Davis (Jake Gyllenhaal) would seem at first an unlikely such Grand Truth Teller when we first meet him, a not uncommon trope with these sort of figures. He’s on his phone, talking calmly about business acquisitions in a fine suit, his beautiful wife, Julia (Heather Lind), behind the wheel. But then horrible tragedy strikes, and Davis is left bereft. At first, he barely betrays any sort of emotion — at his wife’s wake, he stands in front of a mirror in the bathroom, allowing himself only the briefest waves of grief before tamping everything back down in order to compose himself.

With nothing else to do, he returns almost immediately to his office, desperately wanting purpose and protection in a cocoon of activity, but his father-in-law boss (Chris Cooper, who seems to have lost more on-screen children in his career than is statistically possible) sends him home shortly after Davis starts displaying erratic behavior.

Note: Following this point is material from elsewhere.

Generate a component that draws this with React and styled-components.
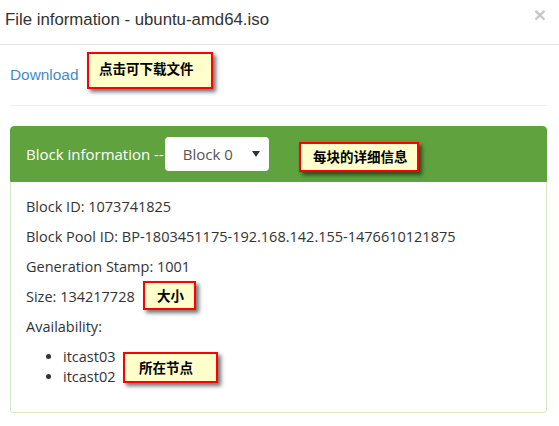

He wants to take things apart for one thing. First, just mechanisms and appliances but later, he pays his way onto a demo team so he can really start the business of smashing everything around him to bits. In the film’s most fey gambit, he also befriends a woman named Karen (Naomi Watts), who pores over his lengthy and insanely oversharing complaint letters to a local vending machine company with whom she works in customer service. Karen has a 15-year-old son, Chris (Judah Lewis), still trying to determine his sexual identity — though honestly he just comes across as an arrogant brat for a majority of his scenes — a kid whom Davis, with his newfound honest clarity, naturally befriends.

He continues his bevy of impulse control issues and increases them, destroying huge sections of his own house with Chris, whom he outfits with safety goggles and a sledgehammer — which is at least better than when he lets the kid shoot him at point-blank range while wearing a Kevlar vest. I suppose we’re meant to be rooting for Davis, seeing his character as the one person in the film willing to call it as it is and keep everyone else real in the process, but instead, he just comes across as peculiarly disaffected and deranged. He might not be a bad person, but Bryan Sipe’s screenplay continuously mistakes senseless psychosis for wisdom.

In the end, the Grand Truth Teller often becomes little more than dramatic device, used as a cheat by screenwriters to spur the necessary amounts of change in their more conventional characters’ lives. We can vicariously thrill as they spurn social convention and break down barriers and norms in order to drive at the truth but as Nicholson famously barks, the actual truth is, few of us could likely handle it in the first place: The human condition is one of intense denial and dishonesty, after all.

Sipe has it that Davis is searching for just the right jolt to knock his emotions back into coherence — hence his curious enjoyment of stepping on nails and getting shot — but it feels entirely contrived, an ill-formed dramatic contraption that has virtually no bearing on true human grief and impediment. He’s just another petulant kid demanding the world come up to his standard.

You can appreciate the care with which director Jean-Marc Vallee has crafted the film, and the committed emotional constriction of Gyllenhaal, who specializes, after all, in characters with emotional detachment problems but the thing feels like a con job, a put-on about a character so removed from his grief, he’s convinced it will take a sledgehammer to knock it back into him.